President Donald Trump on Friday signed four executive orders designed to reduce prescription-drug prices, including one aimed at allowing drug importation from Canada and other countries.

Gov. Ron DeSantis, Florida House Speaker Jose Oliva and U.S. Rep. Matt Gaetz, R-Fla., were on hand for the signing event at the White House.

The Florida Legislature in 2019 passed a law aimed at importing cheaper drugs from Canada, but it has not been implemented because it also required federal approval, including the passage of federal rules. The first draft of those rules was released a year ago.

In a note to House members Friday evening, Oliva called the executive orders “historic” and said one was inspired by the Florida law.

“Never in my time — nor in recent memory —has a piece of our legislation led to such prominent action by a sitting president,” Oliva wrote.

It was not clear, however, how the executive orders — which were not immediately released — would speed up the federal approval process for the Florida program. Florida Democratic Party Chairwoman Terrie Rizzo said the orders wouldn’t accomplish much.

“We need more than a staged ceremony at the White House — we need a president willing to roll up his sleeves and get the job done,” she said in a prepared statement. But in brief remarks at the ceremony, DeSantis praised Trump for being “laser focused” on drug prices.

“When Florida moved forward, we knew we had your support,” the Republican governor said.

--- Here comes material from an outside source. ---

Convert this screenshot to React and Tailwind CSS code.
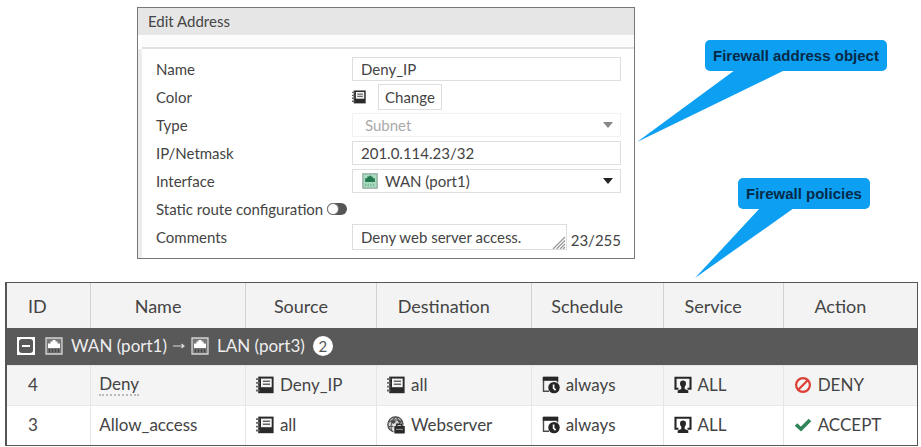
const POLICIES = [
  { id: 4, name: 'Deny', source: 'Deny_IP', destination: 'all', destIcon: 'book', schedule: 'always', service: 'ALL', action: 'DENY' },
  { id: 3, name: 'Allow_access', source: 'all', destination: 'Webserver', destIcon: 'globe', schedule: 'always', service: 'ALL', action: 'ACCEPT' },
];

function AddressIcon({ className = 'size-[18px]' }) {
  return (
    <svg viewBox="0 0 18 18" className={`shrink-0 ${className}`} aria-hidden="true">
      <path d="M2.2 .6H17.600v16.600H2.200z" fill="#2a2a2a" />
      <path d="M5 2.600h10.700v8.600H5z" fill="#f4f4f4" />
      <path d="M6.800 4.600h7.200v1.500H6.800zM6.800 7.400h7.200v1.500H6.800z" fill="#666" />
      <path d="M0 2.200h3.600v1.800H0zM0 6h3.600v1.800H0zM0 9.800h3.600v1.800H0zM0 13.600h3.600v1.800H0z" fill="#666" />
    </svg>
  );
}

function GlobeIcon() {
  return (
    <svg viewBox="0 0 18 18" className="size-[18px] shrink-0" fill="none" aria-hidden="true">
      <circle cx="8.5" cy="8.5" r="7.6" fill="#d4d4d4" stroke="#4a4a4a" strokeWidth="1.4" />
      <path d="M1.5 6.5C5 3 12 3 15.5 6.5M1 10.5h6M4.5 15C3.500 10 4.500 4 8.500 1M8.500 1c3 2 4 4 4 7" stroke="#555" strokeWidth="1.1" />
      <path d="M4 5.500l3-1.500 2 2-3 2zM11 4l3 1v2l-3-1z" fill="#4a4a4a" />
      <path d="M6.500 8.500h11.500V18H6.500z" fill="#f6f6f6" />
      <path d="M9.800 10V8.300h5V10" stroke="#2e2e2e" strokeWidth="1.500" />
      <rect x="7.300" y="9.800" width="10.500" height="7.600" rx="1" fill="#2a2a2a" />
      <path d="M9 13.400h7" stroke="#999" strokeWidth="1" />
    </svg>
  );
}

function ScheduleIcon() {
  return (
    <svg viewBox="0 0 18 18" className="size-[18px] shrink-0" fill="none" aria-hidden="true">
      <path d="M1.500 1.500h14v5M1.500 1.500V15.300H7" stroke="#4a4a4a" strokeWidth="1.400" />
      <path d="M.8.8h15.400V4.800H.8z" fill="#262626" />
      <circle cx="12" cy="11.600" r="5.700" fill="#262626" />
      <path d="M11.600 8.500v3.600l2 2" stroke="#fff" strokeWidth="1.700" />
    </svg>
  );
}

function ServiceIcon() {
  return (
    <svg viewBox="0 0 18 18" className="size-[18px] shrink-0" fill="none" aria-hidden="true">
      <path d="M4.500 12.800H1.500V1.700h15v11.100h-3" stroke="#262626" strokeWidth="2.100" />
      <path d="M9 4.500c1.900 0 3 1.300 3 3.100 0 1.500-.6 2.500-1.300 3.100v2.300l3.600 1.500V17H3.700v-2.500l3.600-1.500v-2.300C6.600 10.100 6 9.100 6 7.600c0-1.800 1.100-3.100 3-3.100z" fill="#262626" />
    </svg>
  );
}

function PortIcon({ green = false }) {
  return green ? (
    <svg viewBox="0 0 18 18" className="size-4" aria-hidden="true">
      <path d="M1 1h16v16H1z" fill="#a9dcc0" stroke="#8ba797" strokeWidth="1.400" />
      <path d="M3.500 10V6H6V4h2V3h2v1h2v2h2.500v4z" fill="#23784d" />
      <path d="M4 12v3M7 12v3M10 12v3M13 12v3" stroke="#77b596" strokeWidth="1.400" />
    </svg>
  ) : (
    <svg viewBox="0 0 18 18" className="size-[18px] shrink-0" aria-hidden="true">
      <path d="M1 1h16v16H1z" fill="#777" stroke="#d4d4d4" strokeWidth="1.300" />
      <path d="M3 11V6.500h2.500V4.500h2V3h3v1.500h2v2H15V11z" fill="#fff" />
      <path d="M4.500 12v3.500M7.500 12v3.500M10.500 12v3.500M13.500 12v3.500" stroke="#444" strokeWidth="1.500" />
    </svg>
  );
}

function DenyIcon() {
  return (
    <svg viewBox="0 0 18 18" className="size-[18px] shrink-0" fill="none" aria-hidden="true">
      <circle cx="9" cy="9" r="6.900" stroke="#dc3f35" strokeWidth="2.200" />
      <path d="M4.200 13.800l9.600-9.600" stroke="#dc3f35" strokeWidth="2.200" />
    </svg>
  );
}

function AcceptIcon() {
  return (
    <svg viewBox="0 0 18 18" className="size-[18px] shrink-0" fill="none" aria-hidden="true">
      <path d="M2 8.500l5 4.600 9-9" stroke="#2f8558" strokeWidth="3.600" />
    </svg>
  );
}

function Caret({ className }) {
  return (
    <svg viewBox="0 0 10 6" className={`pointer-events-none absolute right-2 top-1/2 h-[6px] w-[10px] -translate-y-1/2 ${className}`} aria-hidden="true">
      <path d="M0 0h10L5 6z" fill="currentColor" />
    </svg>
  );
}

function Field({ label, htmlFor, children }) {
  return (
    <div className="grid h-7 grid-cols-[196px_1fr] items-center">
      <label htmlFor={htmlFor}>{label}</label>
      {children}
    </div>
  );
}

const BOX = 'h-6 w-full border border-[#dedede] bg-white px-2 outline-none';

function EditAddress() {
  return (
    <form className="border border-[#777] bg-white text-[15px] leading-5 text-[#444]">
      <h1 className="h-[27px] bg-[#e6e6e6] px-[10px] pt-[3px]">Edit Address</h1>
      <div className="ml-1 h-[14px] border-b-2 border-[#e2e2e2] bg-[#fcfcfc]" />
      <div className="border-l-4 border-[#ececec] pb-[7px] pl-[14px] pr-[13px] pt-[6px]">
        <Field label="Name" htmlFor="name">
          <input id="name" defaultValue="Deny_IP" className={BOX} />
        </Field>
        <Field label="Color" htmlFor="color">
          <div className="flex items-center gap-3">
            <AddressIcon className="size-[14px]" />
            <button id="color" type="button" className="h-[26px] border border-[#dedede] px-[6px]">Change</button>
          </div>
        </Field>
        <Field label="Type" htmlFor="type">
          <div className="relative">
            <select id="type" disabled className="block h-6 w-full appearance-none border border-[#f1f1f1] bg-white px-3 text-[#aaa] opacity-100">
              <option>Subnet</option>
            </select>
            <Caret className="text-[#888]" />
          </div>
        </Field>
        <Field label="IP/Netmask" htmlFor="ip">
          <input id="ip" defaultValue="201.0.114.23/32" className={BOX} />
        </Field>
        <Field label="Interface" htmlFor="interface">
          <div className="relative">
            <select id="interface" className="block h-6 w-full appearance-none border border-[#dedede] bg-white pl-8 pr-5">
              <option>WAN (port1)</option>
            </select>
            <span className="pointer-events-none absolute left-[10px] top-1"><PortIcon green /></span>
            <Caret className="text-[#222]" />
          </div>
        </Field>
        <div className="flex h-7 items-center gap-1">
          <label htmlFor="static-route">Static route configuration</label>
          <span className="relative flex">
            <input id="static-route" type="checkbox" role="switch" className="h-3 w-5 appearance-none rounded-full bg-[#555]" />
            <span className="pointer-events-none absolute left-0 top-0 size-3 rounded-full border border-[#777] bg-white" />
          </span>
        </div>
        <Field label="Comments" htmlFor="comments">
          <div className="flex items-end gap-1">
            <div className="relative flex-1">
              <textarea id="comments" rows="1" defaultValue="Deny web server access." className="block h-[26px] w-full resize-none overflow-hidden border border-[#dedede] px-2 pt-[2px] outline-none" />
              <svg viewBox="0 0 14 14" className="pointer-events-none absolute bottom-px right-px size-[14px]" aria-hidden="true">
                <path d="M1 14L13 2M4.500 14L13 5.500M8 14l5-5M11 14l2-2" stroke="#999" strokeWidth="1.300" />
              </svg>
            </div>
            <span>23/255</span>
          </div>
        </Field>
      </div>
    </form>
  );
}

function Callout({ className, tail, children }) {
  return (
    <div className={`relative w-fit rounded-[5px] bg-[#0c9ff2] px-2 font-['Liberation_Sans',Arial,sans-serif] text-[15px] font-bold leading-[31px] text-[#062a48] ${className}`}>
      {children}
      {tail}
    </div>
  );
}

function Th({ children, className = 'pr-5 text-center' }) {
  return <th scope="col" className={`border-l border-[#d2d2d2] font-normal first:border-l-0 ${className}`}>{children}</th>;
}

function Td({ icon, children, className = 'px-[10px]' }) {
  return (
    <td className={`border-l border-[#e6e6e6] first:border-l-0 ${className}`}>
      <div className="flex items-center gap-[6px]">
        {icon}
        {children}
      </div>
    </td>
  );
}

function PolicyTable() {
  return (
    <div className="border border-l-2 border-[#555]">
      <table className="w-full table-fixed border-collapse text-[17px] leading-6 text-[#444]">
        <colgroup>
          <col className="w-[9.200%]" />
          <col className="w-[17%]" />
          <col className="w-[14.400%]" />
          <col className="w-[17%]" />
          <col className="w-[14.500%]" />
          <col className="w-[13.200%]" />
          <col />
        </colgroup>
        <thead>
          <tr className="h-[45px] bg-[#f3f3f3] text-[18px]">
            <Th className="pl-[21px] text-left">ID</Th>
            <Th>Name</Th>
            <Th>Source</Th>
            <Th>Destination</Th>
            <Th>Schedule</Th>
            <Th>Service</Th>
            <Th>Action</Th>
          </tr>
        </thead>
        <tbody>
          <tr className="h-[37px] bg-[#595959] text-[#eee]">
            <td colSpan="7" className="pl-[10px]">
              <div className="flex items-center">
                <button type="button" aria-label="Collapse group" className="mr-[10px] flex size-[18px] items-center justify-center bg-white">
                  <span className="flex size-[14px] items-center justify-center rounded-[3px] bg-[#595959]">
                    <span className="h-[2px] w-2 bg-white" />
                  </span>
                </button>
                <PortIcon />
                <span className="ml-2">WAN (port1)</span>
                <svg viewBox="0 0 12 8" className="mx-[6px] h-2 w-3" fill="none" stroke="#ddd" strokeWidth="1.200" aria-hidden="true">
                  <path d="M0 4h11M8.500 2L11 4 8.500 6" />
                </svg>
                <PortIcon />
                <span className="ml-2">LAN (port3)</span>
                <span className="ml-2 flex size-5 items-center justify-center rounded-full bg-white text-[15px] text-[#555]">2</span>
              </div>
            </td>
          </tr>
          {POLICIES.map((row) => (
            <tr key={row.id} className="h-10 border-t border-[#e8e8e8] odd:bg-white even:bg-[#f4f4f4]">
              <Td className="pl-[21px]">{row.id}</Td>
              <Td className="px-2">
                <span className={row.id === 4 ? 'border-b-2 border-dotted border-[#bbb] leading-5' : ''}>{row.name}</span>
              </Td>
              <Td icon={<AddressIcon />}>{row.source}</Td>
              <Td icon={row.destIcon === 'globe' ? <GlobeIcon /> : <AddressIcon />}>{row.destination}</Td>
              <Td icon={<ScheduleIcon />}>{row.schedule}</Td>
              <Td icon={<ServiceIcon />}>{row.service}</Td>
              <Td icon={row.action === 'DENY' ? <DenyIcon /> : <AcceptIcon />}>{row.action}</Td>
            </tr>
          ))}
        </tbody>
      </table>
    </div>
  );
}

export default function App() {
  return (
    <main className="bg-white pt-[7px] font-['Lato',sans-serif]">
      <div className="grid grid-cols-[137fr_498fr_286fr]">
        <div className="col-start-2">
          <EditAddress />
        </div>
        <div className="pt-[33px]">
          <Callout
            className="ml-[70px]"
            tail={
              <svg viewBox="0 0 146 72" className="absolute -left-[68px] top-[30px] h-[72px] w-[146px]" aria-hidden="true">
                <path d="M98 0h50L0 72z" fill="#0c9ff2" />
              </svg>
            }
          >
            Firewall address object
          </Callout>
          <Callout
            className="ml-[103px] mt-[107px]"
            tail={
              <svg viewBox="0 0 100 70" className="absolute -left-[43px] top-[30px] h-[70px] w-[100px]" aria-hidden="true">
                <path d="M65 0h34L0 70z" fill="#0c9ff2" />
              </svg>
            }
          >
            Firewall policies
          </Callout>
        </div>
      </div>
      <div className="mt-[23px] pb-[2px] pl-[5px] pr-[3px]">
        <PolicyTable />
      </div>
    </main>
  );
}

DeSantis and Trump in the past have touted the potential importation of drugs from Canada. Trump praised the idea during a stop in October 2019 in The Villages, a massive Central Florida retirement community. Oliva, R-Miami Lakes, spearheaded efforts to pass the drug-importation bill in the Legislature last year, and lawmakers followed up this year by setting aside $10.3 million in the budget to help carry out the importation program.